Le contrôleur européen de la protection des données et des groupes de défense des droits numériques comme European Digital Rights ont également dénoncé la proposition comme une atteinte disproportionnée à la vie privée qui pourrait normaliser la surveillance aveugle des communications en ligne. Les groupes chargés de l'application de la loi, quant à eux, ont poussé dans la direction opposée, en publiant récemment leur propre déclaration appelant à un accès garanti aux données chiffrées des messageries.
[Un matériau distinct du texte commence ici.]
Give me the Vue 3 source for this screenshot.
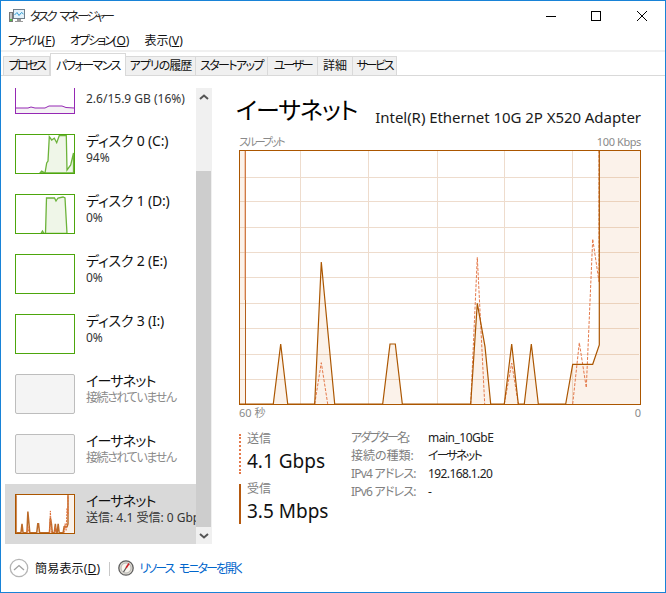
<script setup>
const tabs = [
  { label: 'プロセス', w: 47, ls: -2.2 },
  { label: 'パフォーマンス', w: 76, ls: -1.5, active: true },
  { label: 'アプリの履歴', w: 70, ls: -1 },
  { label: 'スタートアップ', w: 72, ls: -1.6 },
  { label: 'ユーザー', w: 50, ls: -2.2 },
  { label: '詳細', w: 35, ls: 0 },
  { label: 'サービス', w: 44, ls: -2.2 }
]
const recvLine = 'M240 404H273.3L280.7 344L287.7 404H314.7L321.3 262L334.7 404H382.7L390 344H395.3L402.3 404H470.7L477.3 303.3L485 346.7L490.7 404H504.3L511.7 344L518.3 404H524.3L531.3 344L538.3 404H565.7L572.7 364.3H592.7L599.3 345V151'
const recvFill = recvLine + 'H640V404Z'
const sendLine = 'M314.7 404L321.3 362.7L327.7 404M470.7 404L477.3 257.3L484.7 404M504.3 404L511.7 363L518.3 404M572.7 404L579.3 342.7L586.3 387.7L592.7 239L599 281.7V151'
const vGrid = [300, 368, 437, 504, 572]
const hGrid = [177, 201, 227, 252, 277, 303, 328, 354, 379]
const details = [
  { k: 'アダプター名:', v: 'main_10GbE', kls: -1.9, vls: -0.5 },
  { k: '接続の種類:', v: 'イーサネット', kls: 0, vls: -1.8 },
  { k: 'IPv4 アドレス:', v: '192.168.1.20', kls: -0.8, vls: -0.6 },
  { k: 'IPv6 アドレス:', v: '-', kls: -0.8, vls: 0 }
]
const items = [
  { id: 'mem', title: '', sub: '2.6/15.9 GB (16%)', kind: 'mem' },
  { id: 'd0', title: 'ディスク 0 (C:)', sub: '94%', kind: 'disk',
    path: 'M24 38L25.7 36L29 38L30.7 28L32 26L33.3 1.7L35.7 5L38.3 3.3L40.7 7.7L43.3 0.5H50.3L51 35L54.7 30L57.5 18V38H24Z' },
  { id: 'd1', title: 'ディスク 1 (D:)', sub: '0%', kind: 'disk',
    path: 'M25 38.5L26.5 36L28 38.5H29.5L30.5 3H38.5L40 6L42 3L47 2L49 3L51 38.5Z' },
  { id: 'd2', title: 'ディスク 2 (E:)', sub: '0%', kind: 'disk', path: '' },
  { id: 'd3', title: 'ディスク 3 (I:)', sub: '0%', kind: 'disk', path: '' },
  { id: 'e1', title: 'イーサネット', sub: '接続されていません', kind: 'off' },
  { id: 'e2', title: 'イーサネット', sub: '接続されていません', kind: 'off' },
  { id: 'e3', title: 'イーサネット', sub: '送信: 4.1 受信: 0 Gbps', kind: 'eth' }
]
</script>

<template>
  <div class="win">
    <div class="titlebar">
      <svg class="appicon" width="16" height="16" viewBox="0 0 16 16">
        <rect x="0.5" y="4.5" width="3" height="9" fill="#c4c4c4" stroke="#777" />
        <rect x="1" y="11" width="2" height="2" fill="#4fb848" />
        <rect x="4.5" y="1.5" width="11" height="9" fill="#e4f2fb" stroke="#6f7f8c" />
        <path d="M5.5 7L8 4.5L10 7.5L12.5 4.5L14.5 6" fill="none" stroke="#2e9ad0" />
        <path d="M8 11h4v2h2v1H6v-1h2z" fill="#9a9a9a" />
      </svg>
      <span class="apptitle">タスク マネージャー</span>
      <div class="winbtns">
        <svg width="46" height="29" viewBox="0 0 46 29"><path d="M19 15.5H29" stroke="#000" /></svg>
        <svg width="46" height="29" viewBox="0 0 46 29"><rect x="18.5" y="10.5" width="9" height="9" fill="none" stroke="#000" /></svg>
        <svg width="46" height="29" viewBox="0 0 46 29"><path d="M18 10L28 20M28 10L18 20" stroke="#000" /></svg>
      </div>
    </div>

    <div class="menubar">
      <span><span class="kana">ファイル</span>(<u>F</u>)</span>
      <span><span class="kana">オプション</span>(<u>O</u>)</span>
      <span>表示(<u>V</u>)</span>
    </div>

    <div class="tabstrip">
      <div
        v-for="t in tabs"
        :key="t.label"
        class="tab"
        :class="{ active: t.active }"
        :style="{ width: t.w + 'px', letterSpacing: t.ls + 'px' }"
      >{{ t.label }}</div>
    </div>

    <div class="body">
      <div class="sidebar">
        <div class="list">
          <div
            v-for="it in items"
            :key="it.id"
            class="item"
            :class="['k-' + it.kind]"
          >
            <div class="thumb">
              <svg v-if="it.kind === 'mem'" width="58" height="38" viewBox="0 0 58 38">
                <path d="M0 33L12 33L15 32L19 33L29 33L33 31L46 31L50 32.5L58 33V38H0Z" fill="#f4f2f4" stroke="none" />
                <path d="M0 33L12 33L15 32L19 33L29 33L33 31L46 31L50 32.5L58 33" fill="none" stroke="#9528b4" />
              </svg>
              <svg v-else-if="it.kind === 'disk' && it.path" width="58" height="38" viewBox="0 0 58 38">
                <path :d="it.path" fill="#eff6e8" stroke="#6cb33a" stroke-width="1.3" />
              </svg>
              <svg v-else-if="it.kind === 'eth'" width="58" height="38" viewBox="239 150 402 256" preserveAspectRatio="none">
                <path d="M240 151H245V404H240Z" fill="#d36f16" fill-opacity="0.09" />
                <path :d="recvFill" fill="#d36f16" fill-opacity="0.09" stroke="none" />
                <path d="M241 151V404" stroke="#cf8a55" stroke-width="1.5" vector-effect="non-scaling-stroke" />
                <path :d="recvLine" fill="none" stroke="#bb6a28" stroke-width="1.5" vector-effect="non-scaling-stroke" />
                <path :d="sendLine" fill="none" stroke="#e0703a" stroke-dasharray="2 1" vector-effect="non-scaling-stroke" />
              </svg>
            </div>
            <div class="itemtext">
              <div v-if="it.title" class="ititle">{{ it.title }}</div>
              <div class="isub">{{ it.sub }}</div>
            </div>
          </div>
        </div>
        <div class="scrollbar">
          <div class="sbtn">
            <svg width="10" height="6" viewBox="0 0 10 6"><path d="M1 5L5 1.5L9 5" fill="none" stroke="#555" stroke-width="2" /></svg>
          </div>
          <div class="track-top"></div>
          <div class="sthumb"></div>
          <div class="sbtn down">
            <svg width="10" height="6" viewBox="0 0 10 6"><path d="M1 1L5 4.5L9 1" fill="none" stroke="#555" stroke-width="2" /></svg>
          </div>
        </div>
      </div>

      <div class="pane">
        <div class="head">
          <span class="h1">イーサネット</span>
          <span class="adapter">Intel(R) Ethernet 10G 2P X520 Adapter</span>
        </div>
        <div class="axis top"><span class="thru">スループット</span><span class="kbps">100 Kbps</span></div>
        <svg class="graph" width="402" height="256" viewBox="239 150 402 256">
          <path v-for="x in vGrid" :key="'v' + x" :d="`M${x + 0.5} 151V404`" stroke="#eedccd" />
          <path v-for="y in hGrid" :key="'h' + y" :d="`M240 ${y + 0.5}H639`" stroke="#eedccd" />
          <path d="M240 151H245.5V404H240Z" fill="#d36f16" fill-opacity="0.09" />
          <path :d="recvFill" fill="#d36f16" fill-opacity="0.09" stroke="none" />
          <path d="M245.5 151V404" stroke="#b45f1c" />
          <path d="M245 151V300" stroke="#e89a70" />
          <path :d="sendLine" fill="none" stroke="#e4794a" stroke-dasharray="3 1.5" />
          <path :d="recvLine" fill="none" stroke="#ab5600" stroke-width="1.2" />
          <rect x="239.5" y="150.5" width="401" height="254" fill="none" stroke="#ab5600" />
        </svg>
        <div class="axis bottom"><span>60 秒</span><span>0</span></div>

        <div class="stats">
          <div class="speeds">
            <div class="speed send">
              <div class="slabel">送信</div>
              <div class="svalue">4.1 Gbps</div>
            </div>
            <div class="speed recv">
              <div class="slabel">受信</div>
              <div class="svalue">3.5 Mbps</div>
            </div>
          </div>
          <div class="details">
            <template v-for="d in details" :key="d.k">
              <div class="dk" :style="{ letterSpacing: d.kls + 'px' }">{{ d.k }}</div>
              <div class="dv" :style="{ letterSpacing: d.vls + 'px' }">{{ d.v }}</div>
            </template>
          </div>
        </div>
      </div>
    </div>

    <div class="footer">
      <svg class="collapse" width="20" height="20" viewBox="0 0 20 20">
        <circle cx="10" cy="10" r="8.7" fill="#fff" stroke="#b4b4b4" stroke-width="1.3" />
        <path d="M5 12L10 7.5L15 12" fill="none" stroke="#a0a0a0" stroke-width="1.3" />
      </svg>
      <span class="simple">簡易表示(<u>D</u>)</span>
      <span class="divider"></span>
      <svg class="resmon" width="16" height="16" viewBox="0 0 16 16">
        <circle cx="8" cy="8" r="7.2" fill="#dedad2" stroke="#5f5f5f" stroke-width="1.3" />
        <circle cx="8" cy="8" r="5" fill="#f8f5ee" stroke="#a8a8a8" stroke-width="0.8" />
        <path d="M11 3.5L8 8" stroke="#cc2027" stroke-width="1.6" />
        <path d="M8 8L5.5 12" stroke="#555" stroke-width="1.2" />
      </svg>
      <span class="link">リソース モニターを開く</span>
    </div>
  </div>
</template>

<style>
html, body { margin: 0; padding: 0; background: #fff; }
</style>

<style scoped>
.win {
  box-sizing: border-box;
  width: 666px;
  height: 593px;
  border: 1px solid #1883d7;
  background: #fff;
  display: flex;
  flex-direction: column;
  overflow: hidden;
  font-family: "Noto Sans", "Noto Sans CJK JP", sans-serif;
  font-feature-settings: "palt";
  color: #1a1a1a;
  font-size: 12px;
}
u { text-underline-offset: 1px; }
.kana { letter-spacing: -2px; }
.titlebar { height: 29px; display: flex; align-items: center; flex: none; }
.appicon { margin-left: 8px; margin-top: 1px; }
.apptitle { margin-left: 5px; font-size: 12px; letter-spacing: -2.2px; word-spacing: 3px; color: #222; }
.winbtns { margin-left: auto; display: flex; }
.winbtns svg { display: block; }
.menubar {
  height: 20px; flex: none;
  display: flex; align-items: center; gap: 15px;
  padding-left: 7px;
  font-size: 12px;
  color: #111;
}
.tabstrip {
  flex: none;
  height: 26px;
  box-sizing: border-box;
  border-top: 2px solid #f0f0f0;
  border-bottom: 1px solid #d9d9d9;
  display: flex;
  align-items: flex-end;
  padding-left: 2px;
}
.tab {
  box-sizing: border-box;
  height: 19px;
  background: #f0f0f0;
  border: 1px solid #d9d9d9;
  border-bottom: none;
  border-left: none;
  text-align: center;
  font-size: 12px;
  line-height: 18px;
  color: #111;
  white-space: nowrap;
}
.tab:first-child { border-left: 1px solid #d9d9d9; }
.tab.active {
  background: #fff;
  height: 23px;
  margin-bottom: -1px;
  border-left: 1px solid #d9d9d9;
  line-height: 23px;
}
.body { flex: 1; min-height: 0; display: flex; }
.sidebar {
  flex: none;
  width: 211px;
  box-sizing: border-box;
  padding: 12px 0 0 4px;
  height: 468px;
  display: flex;
}
.list { width: 191px; height: 456px; overflow: hidden; }
.item {
  height: 60px;
  box-sizing: border-box;
  padding: 10px 0 0 10px;
  display: flex;
  white-space: nowrap;
}
.k-mem { margin-top: -24px; }
.k-eth { background: #d9d9d9; }
.thumb {
  flex: none;
  width: 58px;
  height: 38px;
  border: 1px solid #4da60c;
  background: #fff;
}
.thumb svg { display: block; }
.k-mem .thumb { border-color: #9528b4; }
.k-off .thumb { border-color: #bdbdbd; background: #f4f4f4; border-radius: 2px; }
.k-eth .thumb { border-color: #ab5600; }
.itemtext { margin-left: 11px; margin-top: -3px; flex: 1; min-width: 0; }
.ititle { font-size: 14px; line-height: 20px; color: #111; letter-spacing: -0.2px; }
.k-off .ititle, .k-eth .ititle { letter-spacing: -0.8px; }
.isub { font-size: 12px; line-height: 16px; margin-top: -1px; color: #333; }
.k-mem .itemtext { padding-top: 21px; }
.k-eth .isub { overflow: hidden; }
.k-off .isub { color: #8a8a8a; letter-spacing: -1.4px; }
.scrollbar {
  flex: none;
  width: 16px;
  height: 456px;
  background: #f0f0f0;
  display: flex;
  flex-direction: column;
}
.sbtn { height: 17px; flex: none; display: flex; align-items: center; justify-content: center; }
.track-top { height: 66px; flex: none; }
.sthumb { flex: 1; background: #cdcdcd; margin-right: 1px; }
.pane {
  flex: none;
  width: 402px;
  margin-left: 27px;
}
.head { height: 56px; display: flex; align-items: flex-end; justify-content: space-between; padding-bottom: 4px; box-sizing: border-box; }
.h1 { font-size: 24px; line-height: 36px; color: #000; margin-left: -3px; letter-spacing: -1px; }
.adapter { font-size: 15px; line-height: 24px; color: #1a1a1a; margin-bottom: -1px; white-space: nowrap; letter-spacing: -0.05px; }
.axis { display: flex; justify-content: space-between; font-size: 11px; color: #8a8a8a; }
.axis.top { height: 18px; line-height: 20px; }
.axis.bottom { height: 14px; line-height: 14px; }
.thru { letter-spacing: -2.2px; }
.kbps { letter-spacing: -0.4px; }
.graph { display: block; }
.stats { display: flex; margin-top: 14px; }
.speeds { width: 112px; flex: none; display: flex; flex-direction: column; gap: 10px; }
.speed { box-sizing: border-box; padding-left: 6px; height: 40px; }
.speed.send { border-left: 2px dotted #e4794a; }
.speed.recv { border-left: 2px solid #b5590f; }
.slabel { font-size: 12px; line-height: 14px; color: #808080; margin-top: -2px; }
.svalue { font-size: 19px; line-height: 26px; color: #111; margin-top: 2px; white-space: nowrap; }
.details {
  display: grid;
  grid-template-columns: 77px auto;
  grid-auto-rows: 18px;
  align-content: start;
  line-height: 18px;
  margin-top: -5px;
  font-size: 12px;
}
.dk { color: #808080; white-space: nowrap; }
.dv { color: #222; white-space: nowrap; }
.footer { flex: none; height: 47px; display: flex; align-items: center; padding-left: 8px; }
.collapse { flex: none; margin-top: -2px; }
.simple { margin-left: 6px; font-size: 12px; color: #111; margin-top: -1px; letter-spacing: 0.2px; }
.divider { width: 1px; height: 14px; background: #c8c8c8; margin-left: 9px; }
.resmon { margin-left: 8px; margin-top: -1px; }
.link { margin-left: 5px; color: #0066cc; font-size: 12px; margin-top: -1px; letter-spacing: -1.9px; word-spacing: 4px; }
</style>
Pris entre deux feux, les responsables politiques de l'UE sont confrontés à d'intenses pressions concurrentes de la part des parties prenantes, alors qu'ils tentent de concilier la lutte contre l'exploitation des enfants en ligne et la défense des droits et de la sécurité numériques. Mais pour les experts en sécurité, il n'y a pas de zone grise.
« Elle crée un précédent pour le filtrage de l'internet et empêche les gens d'utiliser certains des rares outils disponibles pour protéger leur droit à une vie privée dans l'espace numérique », prévient la lettre ouverte au sujet des conséquences potentielles. « Elle modifiera la manière dont les services numériques sont utilisés dans le monde entier et risque d'avoir un impact négatif sur les démocraties du monde entier ».
Les experts sont finalement assez clairs. L'analyse côté client codée dans la loi n'est ni réaliste ni souhaitable, et le chiffrement robuste de bout en bout sans porte dérobée reste la meilleure voie à suivre pour maintenir la sécurité numérique tout en permettant aux autorités chargées de l'application de la loi de signaler la présence de CSAM lorsqu'ils sont détectés.